The first application is image-to-GPS verification (IGV). This task attempts to verify whether a given image is taken as the claimed GPS location through visual verification. IGV first uses the claimed location to find a reference panorama image in a third-party database, e.g. Google StreetView, and then take both the given image and the reference as network inputs to verify visual contents via template matching and produces the verification decision. The major challenges of the IGV task compared to the classic template matching problem are (1) only a small unknown portion visual content in the query image can be verified in the reference image, and (2) the reference image is a panorama, where the potential matching region-of-interest might be distorted.

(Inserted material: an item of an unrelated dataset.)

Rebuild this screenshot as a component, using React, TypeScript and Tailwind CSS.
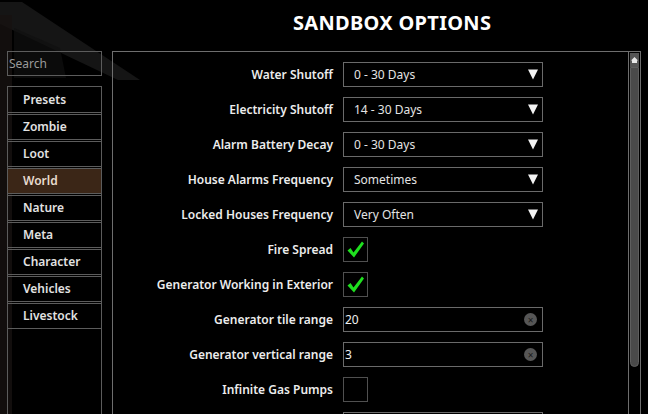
import { useState } from 'react'

type Option =
  | { kind: 'select'; label: string; value: string }
  | { kind: 'check'; label: string; checked: boolean }
  | { kind: 'text'; label: string; value: string }

const categories = ['Presets', 'Zombie', 'Loot', 'World', 'Nature', 'Meta', 'Character', 'Vehicles', 'Livestock']

const options: Option[] = [
  { kind: 'select', label: 'Water Shutoff', value: '0 - 30 Days' },
  { kind: 'select', label: 'Electricity Shutoff', value: '14 - 30 Days' },
  { kind: 'select', label: 'Alarm Battery Decay', value: '0 - 30 Days' },
  { kind: 'select', label: 'House Alarms Frequency', value: 'Sometimes' },
  { kind: 'select', label: 'Locked Houses Frequency', value: 'Very Often' },
  { kind: 'check', label: 'Fire Spread', checked: true },
  { kind: 'check', label: 'Generator Working in Exterior', checked: true },
  { kind: 'text', label: 'Generator tile range', value: '20' },
  { kind: 'text', label: 'Generator vertical range', value: '3' },
  { kind: 'check', label: 'Infinite Gas Pumps', checked: false },
  // next row only peeks in below the fold
  { kind: 'select', label: '', value: '' },
]

function Arrow() {
  return (
    <svg width="10" height="11" viewBox="0 0 10 11" className="shrink-0">
      <path d="M0 0.5 H10 L5 10.5 Z" fill="#f2f2f2" />
    </svg>
  )
}

function Check() {
  return (
    <svg width="19" height="19" viewBox="0 0 19 19">
      <path d="M1.5 10.5 L4.5 8 L7.5 12.5 L16 1.5 L18 3.5 L8 17.5 Z" fill="#1fe01f" />
    </svg>
  )
}

function OptionControl({ opt }: { opt: Option }) {
  if (opt.kind === 'select') {
    return (
      <div className="w-[200px] h-[25px] border border-[#6a6a6a] flex items-center justify-between pl-[10px] pr-[4px] text-[12px] text-[#e4e4e4]">
        <span>{opt.value}</span>
        {opt.value && <Arrow />}
      </div>
    )
  }
  if (opt.kind === 'check') {
    return (
      <div className="w-[25px] h-[25px] border border-[#505050] flex items-center justify-center">
        {opt.checked && <Check />}
      </div>
    )
  }
  return (
    <div className="w-[200px] h-[25px] border border-[#6a6a6a] flex items-center justify-between pl-[1px] pr-[5px] text-[12px] text-[#f0f0f0]">
      <span>{opt.value}</span>
      <span className="w-[13px] h-[13px] rounded-full bg-[#565656] flex items-center justify-center text-[#1a1a1a] text-[10px] leading-none">
        ×
      </span>
    </div>
  )
}

export default function App() {
  const [active, setActive] = useState('World')

  return (
    <div
      className="relative w-[648px] h-[414px] overflow-hidden bg-black text-white"
      style={{ fontFamily: '"Noto Sans", "Open Sans", sans-serif' }}
    >
      {/* faint backdrop beams behind the menu */}
      <svg className="absolute inset-0 pointer-events-none" width="648" height="414">
        <polygon points="0,2 22,2 140,80 118,80 0,24" fill="#262626" opacity="0.55" />
        <polygon points="0,15 12,15 12,414 0,414" fill="#161210" opacity="0.8" />
        <polygon points="14,28 60,48 66,78 14,78" fill="#101010" opacity="0.7" />
      </svg>

      <div className="relative flex flex-col h-full">
        <div className="h-[51px] flex items-center pl-[293px] pb-[5px]">
          <h1 className="text-[20px] font-bold tracking-[0.3px] text-white">SANDBOX OPTIONS</h1>
        </div>

        <div className="flex flex-1 min-h-0">
          <div className="ml-[7px] w-[95px] flex flex-col">
            <div className="h-[25px] border border-[#5c5c5c] flex items-center px-[1px] text-[12px] text-[#9a9a9a]">
              Search
            </div>
            <div className="mt-[10px] flex-1 border-x border-[#5c5c5c] flex flex-col gap-[1px] border-t">
              {categories.map(c => (
                <button
                  key={c}
                  onClick={() => setActive(c)}
                  className={`h-[26px] text-left pl-[15px] text-[12px] font-semibold border-b border-[#5c5c5c] ${
                    c === active ? 'bg-[#3b2617] text-[#e8dccf]' : 'text-[#e2e2e2]'
                  } ${c === 'Presets' ? '' : 'border-t'}`}
                >
                  {c}
                </button>
              ))}
            </div>
          </div>

          <div className="ml-[10px] w-[516px] border-l border-t border-[#6e6e6e] pt-[10px] flex flex-col gap-[10px]">
            {options.map((o, i) => (
              <div key={i} className="flex items-center h-[25px] shrink-0">
                <div className="w-[220px] text-right text-[12px] font-semibold text-[#ececec]">{o.label}</div>
                <div className="ml-[10px]">
                  <OptionControl opt={o} />
                </div>
              </div>
            ))}
          </div>

          {/* scrollbar */}
          <div className="w-[13px] border border-b-0 border-[#6e6e6e] flex flex-col pt-[1px]">
            <div className="h-[14px] mx-[1px] bg-[#555] flex items-center justify-center">
              <svg width="7" height="6" viewBox="0 0 7 6">
                <path d="M3.5 0 L7 3.5 H6 V6 H1 V3.5 H0 Z" fill="#e8e8e8" />
              </svg>
            </div>
            <div className="h-[300px] mx-[1px] bg-[#4a4a4a] border border-[#5e5e5e] rounded-b-[5px]" />
          </div>
        </div>
      </div>
    </div>
  )
}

Fig 3 compares the performance of QATM and the baseline. We can see that when the homogenous pattern (e.g., sky, road) takes a larger portion of the image, the QATM has a great advantage over the baseline.
Experimental Results

Figure 2: Qualitative image-to-GPS results. Columns from left to right are: the query image, the reference panorama image with predicted bounding boxes overlaid (GT, the proposed QATM, and the baseline BUPM), and the response maps of ground truth mask, QATM-improved, and baseline, respectively.
The second application is Semantic Image Alignment (SIA). The overall goal for the SIA is to wrap a given image such that after wrapping it is aligned to a reference image in terms of category-level correspondence. A typical DNN solution for semantic image alignment task takes two input images, one for wrapping and the other for reference, and commonly output a set of parameters for image wrapping.
Fig 3 compares the performance of QATM and two baselines. The warped keypoints (circle points) by QATM are closer to the ground truth (cross points) in the reference image. More detailed quantitative evaluations are available in the paper.

Figure 3: Qualitative results on PF-PASCAL dataset. Columns from left to right represent source image, target image, transform results of QATM, GeoCNN and Weakly-supervisedSA. Circles and crosses indicate key points on source images and target images.